The BRICS' Summit #5 or how BRICS will be able to help the poorest countries of the world that the West has ignored while licking the feet of oil-rich Arabs


The BRICS summits to all  intent and  purpose come across as meetings of grownups in an otherwise juvenile and insane world.  With two commie countries  as the two most prominent members of the 5-nation gang, we are inclined to discard this group in our traditional "hate communists" spit out.  Then on second thoughts many of us are looking at what the other side has to offer and going "hmmmmmmmm".   I,  for one,  am liking the stance the BRICS are purposing to take.  It's high time the USA and the Rothchilds and their manipulation and plotting to keep the US Dollar as the only trading currency, if you want oil for your nation's engine, is given a rude awakening.   They have brought it on themselves by signing all those agreements with Saudi Arabia and OPEC.  IMO, the BRICS's  ultimate goal is to have a petro currency of their own.  That's what is scaring the US$ lovers more than anything else the BRICS might purpose.

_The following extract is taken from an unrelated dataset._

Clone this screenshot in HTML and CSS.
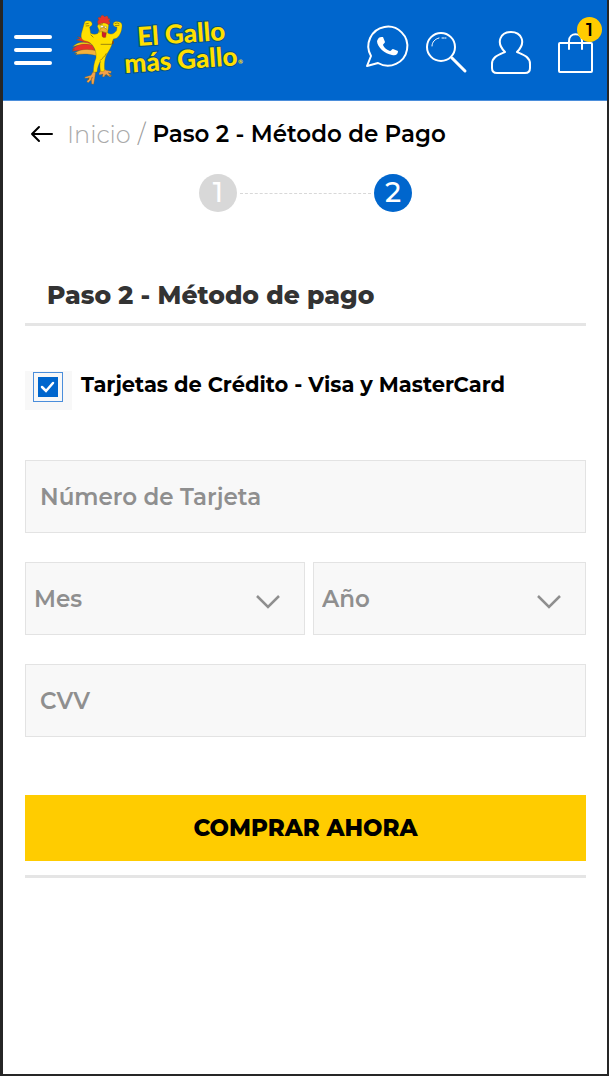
FILE: index.html
```html
<!DOCTYPE html>
<html lang="es">
<head>
  <meta charset="UTF-8">
  <meta name="viewport" content="width=device-width, initial-scale=1.0">
  <title>Paso 2 - Método de Pago</title>
  <link rel="stylesheet" href="styles.css">
</head>
<body>
  <header class="header">
    <button class="menu-btn" type="button" aria-label="Menú">
      <span></span>
      <span></span>
      <span></span>
    </button>

    <a class="logo" href="#" aria-label="El Gallo más Gallo">
      <svg width="176" height="76" viewBox="70 12 176 76">
        <!-- gallo -->
        <g transform="translate(65 8) scale(.3333)" stroke="#6d5a12" stroke-width="1" stroke-linejoin="round">
          <path fill="#e8332a" d="M78 101C62 92 50 88 37 86c4 3 6 5 8 7-5 0-8 1-11 3 12 2 28 8 43 14z"/>
          <path fill="#f7d117" d="M80 109C60 99 38 101 23 116c18-6 38-4 58 7z"/>
          <path fill="#e8332a" d="M84 112c-20-5-44-8-63 13l8-2-8 7c26-5 47-3 73 9z"/>
          <path fill="#f3b13c" d="M94 128c-24-5-46-7-67 8l9-1-4 5c22-3 42-3 65 4z"/>
          <path fill="#f3a04a" d="M84 191l-6 11-18 5-1 4 13-1-7 11 5 3 9-9 1 13 6 1 3-17 3-20z"/>
          <path fill="#f3a04a" d="M108 187l-6 9 1 5 11-3-2 8 5 1 6-8 12 8 5-4-11-9 9 2 1-6-15-3-5-3z"/>
          <path fill="#ffe000" d="M58 45c1-6 8-8 14-6 8 0 11 7 9 13l-7 5 3 19c8 3 14 4 22 0l3-9-5-12 6-13 18-1 10 10-3 24c11 7 20 2 27-8l1-10c-8 0-13-5-11-12 3-5 12-6 18-3 8 2 9 9 8 15-1 13-5 22-12 30-5 5-9 5-14 6-2 14-7 26-15 38-9 13-13 28-11 57l-7 3-6-2c-1-10-2-18 0-29-5 10-9 19-10 32l-11 1c0-14 2-30 8-43 1-14-1-25-11-39-6-7-12-10-21-12-11-3-14-10-12-22z"/>
          <path fill="#e8332a" d="M101 50c-5-6-4-13 1-15-6-5-2-9 5-6 0-9 8-10 12-2 5-7 13-2 10 5 8-3 7 4 2 7 6 2 5 8 0 11-9-6-20-7-30 0z"/>
          <path fill="#f5b22b" d="M107 61l10-3 12 10-5 6-14-4-8 3z"/>
          <path fill="#d31928" d="M111 71l13 4-2 13c-6 2-9 0-11-4z"/>
          <path fill="#fff" d="M105 54l9-2 2 6-8 1zM119 54l6 2-1 5-5-2z"/>
          <path fill="none" stroke-width="2" d="M61 48l10-2M62 54l11-1M149 47l8-2 6 3M150 53l13-1M103 51l11-4M107 109h33M105 158c7-8 15-12 19-22M77 80l8 8"/>
          <path fill="#854819" stroke="none" d="M143 97l4 4-2 8-5-1z"/>
          <path fill="none" stroke-width="2" d="M72 208l-2 8M82 207l-3 8M119 202l8 3M132 201l7 3"/>
        </g>
        <g class="logo-text">
          <text x="138" y="46" transform="rotate(-4 138 46)">El Gallo</text>
          <text x="125" y="73" transform="rotate(-4 125 73)">más Gallo</text>
          <text class="logo-mark" x="238" y="64">®</text>
        </g>
      </svg>
    </a>

    <nav class="actions">
      <a href="#" aria-label="WhatsApp">
        <svg viewBox="0 0 48 52">
          <path d="M4 42L8 32A19.500 19.500 0 1 1 15 39z"/>
          <path class="solid" d="M15 15c1-2 3-2 5-2l2 5c0 1-2 2-2 3 1 3 4 5 7 6 1 0 2-2 3-2l5 2c0 4-3 5-6 4-7-1-15-8-15-14z"/>
        </svg>
      </a>
      <a href="#" aria-label="Buscar">
        <svg viewBox="0 0 48 52">
          <circle cx="14" cy="23" r="14"/>
          <path class="handle" d="M25 34l13 13"/>
          <path class="thin" d="M5 22c0-4 3-7 7-8M15 14h2M18 14h1"/>
        </svg>
      </a>
      <a href="#" aria-label="Mi cuenta">
        <svg viewBox="0 0 48 52">
          <path d="M14 28C4 18 10 8 20 8s16 10 6 20c7 3 13 5 13 12v4c0 3-2 5-5 5H6c-3 0-5-2-5-5v-4c0-7 6-9 13-12z"/>
        </svg>
      </a>
      <a class="cart" href="#" aria-label="Carrito">
        <svg viewBox="0 0 48 52">
          <rect x="4" y="19" width="33" height="29" rx="1"/>
          <path d="M14 25v-8c0-9 13-9 13 0v8"/>
        </svg>
        <span class="badge">1</span>
      </a>
    </nav>
  </header>

  <main class="container">
    <nav class="breadcrumb">
      <a class="back" href="#" aria-label="Volver">
        <svg width="24" height="18" viewBox="0 0 24 18"><path d="M9 2L2 9l7 7M2 9h20"/></svg>
      </a>
      <a class="home" href="#">Inicio</a>
      <span class="slash">/</span>
      <span class="current">Paso 2 - Método de Pago</span>
    </nav>

    <div class="steps">
      <span class="step">1</span>
      <span class="step-line"></span>
      <span class="step active">2</span>
    </div>

    <form class="payment">
      <h1>Paso 2 - Método de pago</h1>

      <div class="method">
        <span class="check-box">
          <input type="checkbox" id="cards" checked>
        </span>
        <label for="cards">Tarjetas de Crédito - Visa y MasterCard</label>
      </div>

      <div class="fields">
        <input class="field" type="text" id="number" placeholder="Número de Tarjeta" aria-label="Número de Tarjeta">

        <div class="expiry">
          <select class="field" id="month" aria-label="Mes">
            <option>Mes</option>
            <option>01</option>
            <option>02</option>
            <option>03</option>
            <option>04</option>
            <option>05</option>
            <option>06</option>
            <option>07</option>
            <option>08</option>
            <option>09</option>
            <option>10</option>
            <option>11</option>
            <option>12</option>
          </select>
          <select class="field" id="year" aria-label="Año">
            <option>Año</option>
            <option>2024</option>
            <option>2025</option>
            <option>2026</option>
            <option>2027</option>
          </select>
        </div>

        <input class="field" type="text" id="cvv" placeholder="CVV" aria-label="CVV">
      </div>

      <button class="buy-btn" type="submit">COMPRAR AHORA</button>
    </form>
  </main>
</body>
</html>
```
FILE: styles.css
```css
* {
  box-sizing: border-box;
}
body {
  margin: 0;
  min-height: 100vh;
  border: solid #262626;
  border-width: 0 2px 2px 3px;
  background: #fff;
  color: #000;
  font-family: Montserrat, Inter, sans-serif;
}
a {
  color: inherit;
  text-decoration: none;
}

/* header */
.header {
  display: flex;
  align-items: center;
  height: 101px;
  padding: 0 4px 0 11px;
  border-bottom: 1px solid #4b8edb;
  background: #0066cd;
}
.menu-btn {
  display: flex;
  flex-direction: column;
  gap: 9px;
  width: 38px;
  padding: 0;
  border: 0;
  background: none;
}
.menu-btn span {
  height: 4px;
  border-radius: 2px;
  background: #fff;
}
.logo {
  margin-left: 18px;
}
.logo svg {
  display: block;
}
.logo-text {
  fill: #ffe000;
  stroke: #07507e;
  stroke-width: 2px;
  paint-order: stroke;
  font: 900 26px Lato, sans-serif;
}
.logo-text .logo-mark {
  stroke: none;
  font-size: 6px;
}
.actions {
  display: flex;
  gap: 16px;
  margin-left: auto;
}
.actions svg {
  display: block;
  width: 48px;
  height: 52px;
  overflow: visible;
  fill: none;
  stroke: #fff;
  stroke-width: 2px;
  stroke-linecap: round;
  stroke-linejoin: round;
}
.actions .solid {
  fill: #fff;
  stroke: none;
}
.actions .handle {
  stroke-width: 3px;
}
.actions .thin {
  stroke-width: 1px;
}
.cart {
  position: relative;
}
.badge {
  position: absolute;
  top: -7px;
  right: 1px;
  width: 25px;
  height: 25px;
  border-radius: 50%;
  background: #fc0;
  font-size: 18px;
  font-weight: 600;
  line-height: 26px;
  text-align: center;
}

/* content */
.container {
  padding: 0 21px 0 22px;
}
.breadcrumb {
  display: flex;
  align-items: center;
  gap: 7px;
  height: 66px;
  padding-left: 5px;
  font-size: 24px;
}
.back {
  margin-right: 6px;
}
.back svg {
  display: block;
  fill: none;
  stroke: #000;
  stroke-width: 2px;
  stroke-linecap: round;
  stroke-linejoin: round;
}
.home {
  color: #aaa;
  font-weight: 300;
}
.slash {
  color: #999;
  font-weight: 300;
}
.current {
  font-size: 23px;
  font-weight: 600;
}
.steps {
  display: flex;
  align-items: center;
  justify-content: center;
  gap: 3px;
  padding-top: 7px;
}
.step {
  width: 38px;
  height: 38px;
  border-radius: 50%;
  background: #d8d8d8;
  color: #fff;
  font-size: 28px;
  font-weight: 500;
  line-height: 37px;
  text-align: center;
}
.step.active {
  background: #0066cd;
}
.step-line {
  width: 131px;
  border-top: 1px dashed #d8d8d8;
}
.payment {
  margin-top: 66px;
  padding-bottom: 14px;
  border-bottom: 3px solid #e5e5e5;
}
.payment h1 {
  margin: 0;
  padding: 0 22px 11px;
  border-bottom: 3px solid #e5e5e5;
  color: #333;
  font-size: 25px;
  font-weight: 800;
  line-height: 34px;
}
.method {
  display: flex;
  gap: 9px;
  margin-top: 45px;
  font-size: 21px;
  font-weight: 700;
  line-height: 27px;
}
.check-box {
  display: flex;
  width: 47px;
  height: 39px;
  padding: 1px 0 0 8px;
  background: #f8f8f8;
}
.check-box input {
  appearance: none;
  width: 30px;
  height: 30px;
  margin: 0;
  padding: 4px;
  border: 1px solid #4b8edb;
  background: #0066cd url("data:image/svg+xml,%3Csvg xmlns='http://www.w3.org/2000/svg' viewBox='0 0 20 20'%3E%3Cpath d='M4 10l4 4 7-8' fill='none' stroke='white' stroke-width='2.500' stroke-linecap='round'/%3E%3C/svg%3E") center / 20px no-repeat content-box;
}
.fields {
  display: grid;
  gap: 29px;
  margin-top: 50px;
}
.expiry {
  display: grid;
  grid-template-columns: 280fr 273fr;
  gap: 8px;
}
.field {
  width: 100%;
  height: 73px;
  padding: 0 14px;
  border: 1px solid #e3e3e3;
  border-radius: 0;
  background: #f8f8f8;
  color: #8f8f8f;
  font: 600 23px Montserrat, Inter, sans-serif;
}
.field::placeholder {
  color: #8f8f8f;
}
select.field {
  appearance: none;
  padding: 0 8px;
  background: #f8f8f8 url("data:image/svg+xml,%3Csvg xmlns='http://www.w3.org/2000/svg' width='24' height='14' viewBox='0 0 24 14'%3E%3Cpath d='M1 1l11 11L23 1' fill='none' stroke='%238f8f8f' stroke-width='2.500'/%3E%3C/svg%3E") right 24px top 32px no-repeat;
}
.buy-btn {
  display: block;
  width: 100%;
  height: 66px;
  margin-top: 58px;
  padding: 0;
  border: 0;
  background: #fc0;
  color: #000;
  font: 800 23px Montserrat, Inter, sans-serif;
}
```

Although the media in the West is undermining the BRICS and their efforts,  we can't get away from the fact that  there will be  increasingly important roles these members will be playing in the financial future of our planet and by extension to the downgrading of the American dollar.  The US $ is gonna fall folks.  Maybe not this year, maybe not next year, maybe not for the next few years, but the fall is inevitable.  I hope our Canadian dollar can withstand that storm.
The first vid below is from the BRICS #4 summit in India.



From DW
"It's done," declared South African finance minister,   Pravin Gordhan, even before the official opening of the summit on Tuesday. Later, Gordhan and his counterparts from Brazil, Russia, India and China scaled back their plans. The final communiqué mentions the bank, but details such as capitalization, scope of the bank's activities, how projects would be distributed and where the bank would be based are left unresolved. So the club of five has once again missed an opportunity to dispatch a clear signal to the World Bank and the International Monetary Fund.
Before the summit, Oliver Stuenkel, professor of international relations in Sao Paulo, had described the successful founding of the new bank as a "litmus test" for the BRICS states.
South Africa had applied to be the seat of the new bank, which would have $50 billion (39 billion euros) in starting capital and would make funds available for infrastructure projects within BRICS countries. There will be a fresh attempt to get the bank off the ground at the 2014 BRICS summit in Brazil............

From The Economist:
.....In contrast, the tentative step taken towards   pooling the BRICS foreign-currency reserves came with a figure. A safety net with an initial size of $100 billion would be “feasible and desirable”, said the communiqué—as long as there were the right “legal frameworks and appropriate safeguards.” At least four of the five BRICS countries have ample currency reserves; the issue was whether and how to lend them to other, cash-strapped emerging economies. The frameworks and safeguards to make this work might not be all that feasible or desirable. On this evidence the IMF is likely to remain the world’s lender-of-last-resort for a while.
There will be an interim BRICS meeting when the G20 group of rich and soon-to-be-rich countries gathers in Russia in September. The next full BRICS summit will be held in Brazil in 2014, the year in which the country hosts the FIFA World Cup, the granddaddy of all football tournaments. Perhaps Rio or Sao Paulo will see the full graduation of the BRICS as a global force. The Durban summit did not quite make that mark...



From Reuters:
At a summit in South Africa on Wednesday, Vladimir Putin likened the BRICS nations - Brazil, Russia, India, China and South Africa - to Africa's "Big Five" game beasts of trophy hunting lore - the lion, elephant, buffalo, leopard and rhinoceros.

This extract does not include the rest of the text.